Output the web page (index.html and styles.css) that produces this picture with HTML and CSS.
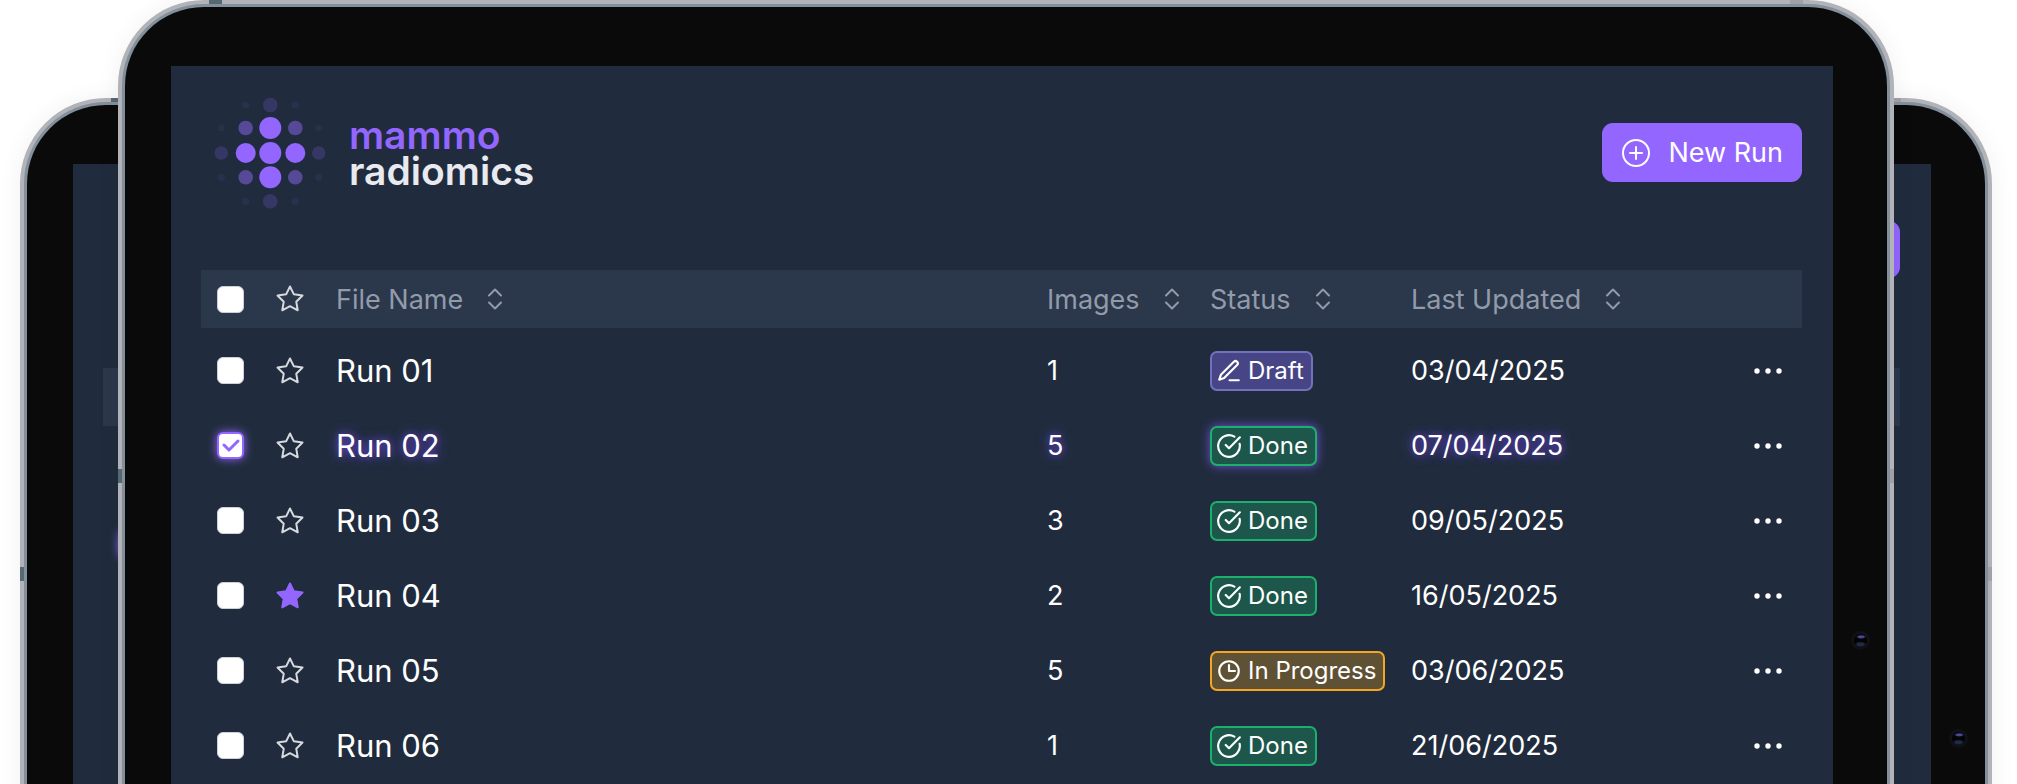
FILE: index.html
```html
<!DOCTYPE html>
<html lang="en">
<head>
    <meta charset="UTF-8">
    <meta name="viewport" content="width=device-width, initial-scale=1.0">
    <title>mammo radiomics</title>
    <link rel="stylesheet" href="styles.css">
</head>
<body>
    <!-- Shared icons -->
    <svg class="sprite" aria-hidden="true">
        <symbol id="icon-star" viewBox="0 0 24 24">
            <path d="M12 2l3.09 6.26L22 9.27l-5 4.87 1.18 6.88L12 17.77l-6.18 3.25L7 14.14 2 9.27l6.91-1.01z"/>
        </symbol>
        <symbol id="icon-sort" viewBox="0 0 16 24">
            <path d="M2 8.500L8 2.500l6 6M2 15.500l6 6 6-6"/>
        </symbol>
        <symbol id="icon-done" viewBox="0 0 24 24">
            <path d="M21.800 10A10 10 0 1 1 17 3.335M9 11l3 3L22 4"/>
        </symbol>
        <symbol id="icon-clock" viewBox="0 0 24 24">
            <circle cx="12" cy="12" r="9"/>
            <path d="M12 6.500V12h5.500"/>
        </symbol>
        <symbol id="icon-pen" viewBox="0 0 24 24">
            <path d="M12.500 20.500H21M16.500 3.500a2.100 2.100 0 0 1 3 3L7.500 18.500l-4.500 1.500 1.500-4.500z"/>
        </symbol>
        <symbol id="icon-more" viewBox="0 0 30 30">
            <circle cx="4" cy="15" r="2.700"/>
            <circle cx="15" cy="15" r="2.700"/>
            <circle cx="26" cy="15" r="2.700"/>
        </symbol>
    </svg>

    <div class="stage">
        <!-- Tablets in the background -->
        <div class="tablet tablet-back tablet-left" aria-hidden="true">
            <div class="bezel">
                <div class="screen">
                    <div class="ghost-button"></div>
                    <div class="ghost-head"></div>
                    <div class="ghost-check"></div>
                </div>
            </div>
            <i class="key key-top"></i>
            <i class="key key-side"></i>
        </div>
        <div class="tablet tablet-back tablet-right" aria-hidden="true">
            <div class="bezel">
                <div class="screen">
                    <div class="ghost-button"></div>
                    <div class="ghost-head"></div>
                </div>
            </div>
            <i class="key key-top-right"></i>
            <i class="key key-side-right"></i>
            <i class="camera"></i>
        </div>

        <!-- Main tablet -->
        <div class="tablet tablet-front">
            <div class="bezel">
                <main class="screen">
                    <header class="topbar">
                        <div class="brand">
                            <svg class="brand-mark" viewBox="0 0 112 112" aria-hidden="true">
                                <g fill="#9366ff">
                                    <circle cx="56.300" cy="56" r="11"/>
                                    <circle cx="56.300" cy="31" r="11"/>
                                    <circle cx="56.300" cy="80.300" r="11"/>
                                    <circle cx="31.700" cy="56" r="10"/>
                                    <circle cx="81.300" cy="56" r="10"/>
                                </g>
                                <g fill="#564a98">
                                    <circle cx="31.700" cy="31" r="7.300"/>
                                    <circle cx="81.300" cy="31" r="7.300"/>
                                    <circle cx="31.700" cy="80.300" r="7.300"/>
                                    <circle cx="81.300" cy="80.300" r="7.300"/>
                                </g>
                                <g fill="#373765">
                                    <circle cx="56.300" cy="8" r="7.300"/>
                                    <circle cx="56.300" cy="104.300" r="7.300"/>
                                    <circle cx="7.300" cy="56" r="6.700"/>
                                    <circle cx="104.700" cy="56" r="6.700"/>
                                </g>
                                <g fill="#28304b">
                                    <circle cx="31.700" cy="8" r="3.600"/>
                                    <circle cx="81.300" cy="8" r="3.600"/>
                                    <circle cx="7.300" cy="31" r="3.600"/>
                                    <circle cx="104.700" cy="31" r="3.600"/>
                                    <circle cx="7.300" cy="80.300" r="3.600"/>
                                    <circle cx="104.700" cy="80.300" r="3.600"/>
                                    <circle cx="31.700" cy="104.300" r="3.600"/>
                                    <circle cx="81.300" cy="104.300" r="3.600"/>
                                </g>
                            </svg>
                            <div class="brand-name">
                                <span class="brand-top">mammo</span>
                                <span>radiomics</span>
                            </div>
                        </div>
                        <button type="button" class="new-run">
                            <svg viewBox="0 0 30 30" aria-hidden="true">
                                <circle cx="15" cy="15" r="13"/>
                                <path d="M15 9v12M9 15h12"/>
                            </svg>
                            New Run
                        </button>
                    </header>

                    <table class="runs">
                        <colgroup>
                            <col class="col-check">
                            <col class="col-star">
                            <col>
                            <col class="col-images">
                            <col class="col-status">
                            <col class="col-updated">
                            <col class="col-more">
                        </colgroup>
                        <thead>
                            <tr>
                                <th class="center"><input type="checkbox" aria-label="Select all runs"></th>
                                <th class="center"><button type="button" class="star" aria-label="Sort by favourite"><svg><use href="#icon-star"/></svg></button></th>
                                <th class="name"><button type="button" class="sort">File Name <svg><use href="#icon-sort"/></svg></button></th>
                                <th><button type="button" class="sort">Images <svg><use href="#icon-sort"/></svg></button></th>
                                <th><button type="button" class="sort">Status <svg><use href="#icon-sort"/></svg></button></th>
                                <th><button type="button" class="sort">Last Updated <svg><use href="#icon-sort"/></svg></button></th>
                                <th></th>
                            </tr>
                        </thead>
                        <tbody>
                            <tr>
                                <td class="center"><input type="checkbox" aria-label="Select Run 01"></td>
                                <td class="center"><button type="button" class="star" aria-label="Favourite Run 01"><svg><use href="#icon-star"/></svg></button></td>
                                <td class="name">Run 01</td>
                                <td>1</td>
                                <td><span class="badge badge-draft"><svg><use href="#icon-pen"/></svg>Draft</span></td>
                                <td>03/04/2025</td>
                                <td class="center"><button type="button" class="more" aria-label="More for Run 01"><svg><use href="#icon-more"/></svg></button></td>
                            </tr>
                            <tr class="selected">
                                <td class="center"><input type="checkbox" aria-label="Select Run 02" checked></td>
                                <td class="center"><button type="button" class="star" aria-label="Favourite Run 02"><svg><use href="#icon-star"/></svg></button></td>
                                <td class="name">Run 02</td>
                                <td>5</td>
                                <td><span class="badge badge-done"><svg><use href="#icon-done"/></svg>Done</span></td>
                                <td>07/04/2025</td>
                                <td class="center"><button type="button" class="more" aria-label="More for Run 02"><svg><use href="#icon-more"/></svg></button></td>
                            </tr>
                            <tr>
                                <td class="center"><input type="checkbox" aria-label="Select Run 03"></td>
                                <td class="center"><button type="button" class="star" aria-label="Favourite Run 03"><svg><use href="#icon-star"/></svg></button></td>
                                <td class="name">Run 03</td>
                                <td>3</td>
                                <td><span class="badge badge-done"><svg><use href="#icon-done"/></svg>Done</span></td>
                                <td>09/05/2025</td>
                                <td class="center"><button type="button" class="more" aria-label="More for Run 03"><svg><use href="#icon-more"/></svg></button></td>
                            </tr>
                            <tr>
                                <td class="center"><input type="checkbox" aria-label="Select Run 04"></td>
                                <td class="center"><button type="button" class="star star-on" aria-label="Favourite Run 04" aria-pressed="true"><svg><use href="#icon-star"/></svg></button></td>
                                <td class="name">Run 04</td>
                                <td>2</td>
                                <td><span class="badge badge-done"><svg><use href="#icon-done"/></svg>Done</span></td>
                                <td>16/05/2025</td>
                                <td class="center"><button type="button" class="more" aria-label="More for Run 04"><svg><use href="#icon-more"/></svg></button></td>
                            </tr>
                            <tr>
                                <td class="center"><input type="checkbox" aria-label="Select Run 05"></td>
                                <td class="center"><button type="button" class="star" aria-label="Favourite Run 05"><svg><use href="#icon-star"/></svg></button></td>
                                <td class="name">Run 05</td>
                                <td>5</td>
                                <td><span class="badge badge-progress"><svg><use href="#icon-clock"/></svg>In Progress</span></td>
                                <td>03/06/2025</td>
                                <td class="center"><button type="button" class="more" aria-label="More for Run 05"><svg><use href="#icon-more"/></svg></button></td>
                            </tr>
                            <tr>
                                <td class="center"><input type="checkbox" aria-label="Select Run 06"></td>
                                <td class="center"><button type="button" class="star" aria-label="Favourite Run 06"><svg><use href="#icon-star"/></svg></button></td>
                                <td class="name">Run 06</td>
                                <td>1</td>
                                <td><span class="badge badge-done"><svg><use href="#icon-done"/></svg>Done</span></td>
                                <td>21/06/2025</td>
                                <td class="center"><button type="button" class="more" aria-label="More for Run 06"><svg><use href="#icon-more"/></svg></button></td>
                            </tr>
                        </tbody>
                    </table>
                </main>
            </div>
            <i class="key key-top"></i>
            <i class="key key-side"></i>
            <i class="key key-top-right"></i>
            <i class="key key-side-right"></i>
            <i class="camera"></i>
        </div>
    </div>
</body>
</html>
```
FILE: styles.css
```css
* {
    box-sizing: border-box;
}
body {
    margin: 0;
    background: #fff;
    color: #fff;
    font-family: Inter, "Liberation Sans", sans-serif;
    font-size: 27px;
}
button {
    margin: 0;
    padding: 0;
    border: 0;
    background: none;
    color: inherit;
    font: inherit;
    cursor: pointer;
}
svg {
    display: block;
    flex: none;
    fill: none;
    stroke: currentColor;
    stroke-width: 2;
    stroke-linecap: round;
    stroke-linejoin: round;
}
.sprite {
    display: none;
}

/* Tablets */
.stage {
    position: relative;
    height: 100vh;
    padding: 0 123px 0 118px;
    overflow: hidden;
}
.tablet {
    position: relative;
    border: 4px solid #b1b3b8;
    border-radius: 86px;
    background: #83909b;
    padding: 3px;
    box-shadow: 0 0 24px rgba(0, 0, 0, 0.06);
}
.tablet-back {
    position: absolute;
    top: 98px;
    height: 1200px;
}
.tablet-left {
    left: 20px;
    right: 221px;
}
.tablet-right {
    left: 216px;
    right: 25px;
}
.bezel {
    height: 100%;
    padding: 59px 54px 59px 46px;
    border-radius: 79px;
    background: #0a0a0a;
}
.screen {
    height: 100%;
    padding: 30px 31px 60px 30px;
    background: #202c3d;
}
.key {
    position: absolute;
    background: #566872;
}
.key-top,
.key-top-right {
    top: -4px;
    width: 13px;
    height: 4px;
}
.key-top {
    left: 87px;
}
.key-top-right {
    right: 87px;
    background: #9fa1a6;
}
.key-side,
.key-side-right {
    top: 465px;
    width: 4px;
    height: 14px;
}
.key-side {
    left: -4px;
}
.key-side-right {
    right: -4px;
    background: #9fa1a6;
}
.camera {
    position: absolute;
    top: 627px;
    right: 20px;
    width: 19px;
    height: 19px;
    border: 3px solid #101116;
    border-radius: 50%;
    background:
        radial-gradient(ellipse 5px 2px at 55% 22%, #4d4795 50%, transparent),
        radial-gradient(ellipse 6px 3px at 50% 80%, #202b48 50%, transparent),
        #030305;
}
.ghost-button {
    width: 199px;
    height: 57px;
    margin: 27px 0 0 auto;
    border-radius: 11px;
    background: #9366ff;
}
.ghost-head {
    height: 58px;
    margin-top: 90px;
    background: #2b374a;
}
.ghost-check {
    width: 27px;
    height: 27px;
    margin: 105px 0 0 16px;
    border-radius: 6px;
    background: #9366ff;
    box-shadow: 0 0 10px #9366ff;
}

/* Header */
.topbar {
    display: flex;
    align-items: center;
    justify-content: space-between;
    height: 113px;
    margin-bottom: 61px;
}
.brand {
    display: flex;
    align-items: center;
    gap: 23px;
    padding-left: 13px;
}
.brand-mark {
    width: 112px;
    height: 112px;
    stroke: none;
}
.brand-name {
    display: flex;
    flex-direction: column;
    color: #e8eaf0;
    font-size: 39px;
    font-weight: 600;
    line-height: 36px;
}
.brand-top {
    color: #9366ff;
}
.new-run {
    display: flex;
    align-items: center;
    gap: 17px;
    height: 59px;
    padding: 0 19px;
    border-radius: 11px;
    background: #9366ff;
}
.new-run svg {
    width: 30px;
    height: 30px;
}

/* Runs table */
.runs {
    width: 100%;
    border-collapse: collapse;
    table-layout: fixed;
}
.col-check {
    width: 59px;
}
.col-star {
    width: 60px;
}
.col-images {
    width: 163px;
}
.col-status {
    width: 201px;
}
.col-updated {
    width: 322px;
}
.col-more {
    width: 69px;
}
.runs th,
.runs td {
    padding: 0;
    text-align: left;
    vertical-align: middle;
}
.runs th {
    height: 58px;
    background: #2b374a;
    color: #929baa;
    font-weight: 400;
}
.runs td {
    height: 75px;
}
/* small gap between the header and the first row */
.runs tbody::before {
    content: "";
    display: block;
    height: 5px;
}
.runs .name {
    padding-left: 16px;
}
.runs td.name {
    font-size: 31px;
}
.runs .center > * {
    display: block;
    margin: 0 auto;
}
.sort {
    display: flex;
    align-items: center;
    gap: 24px;
}
.sort svg {
    width: 16px;
    height: 24px;
}
input[type="checkbox"] {
    appearance: none;
    width: 27px;
    height: 27px;
    border: 1px solid #cdd0d9;
    border-radius: 6px;
    background: #fff;
}
input[type="checkbox"]:checked {
    border: 2px solid #9366ff;
    background: #fff url("data:image/svg+xml,%3Csvg xmlns='http://www.w3.org/2000/svg' viewBox='0 0 23 23' fill='none' stroke='%239366ff' stroke-width='3' stroke-linecap='round' stroke-linejoin='round'%3E%3Cpath d='M5 11l5 5 9-9'/%3E%3C/svg%3E") center / 100% no-repeat;
    box-shadow: 0 0 10px #9366ff;
}
.star {
    color: #d6d9de;
}
.star svg {
    width: 30px;
    height: 30px;
    stroke-width: 1.6;
}
.star-on {
    color: #9366ff;
}
.star-on svg {
    fill: currentColor;
}
.more svg {
    width: 30px;
    height: 30px;
    fill: currentColor;
    stroke: none;
}

/* Status badges */
.badge {
    display: inline-flex;
    align-items: center;
    gap: 6px;
    height: 40px;
    padding: 0 7px 0 4px;
    border: 2px solid;
    border-radius: 7px;
    font-size: 24px;
    vertical-align: middle;
}
.badge svg {
    width: 26px;
    height: 26px;
    stroke: #fff;
}
.badge-draft {
    border-color: #7370bd;
    background: #474585;
}
.badge-done {
    border-color: #1bb06c;
    background: #1d574b;
}
.badge-progress {
    border-color: #f5a623;
    background: #5f5134;
}
.selected td {
    text-shadow: 0 0 12px #6a48d8, 0 0 6px #4a3a9c;
}
.selected .badge {
    box-shadow: 0 0 10px #7450e0;
    text-shadow: none;
}
```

GOAL –
Each line containing the word "styles" counts once; say how many such lines there are, giving only the number.

ANSWER –
3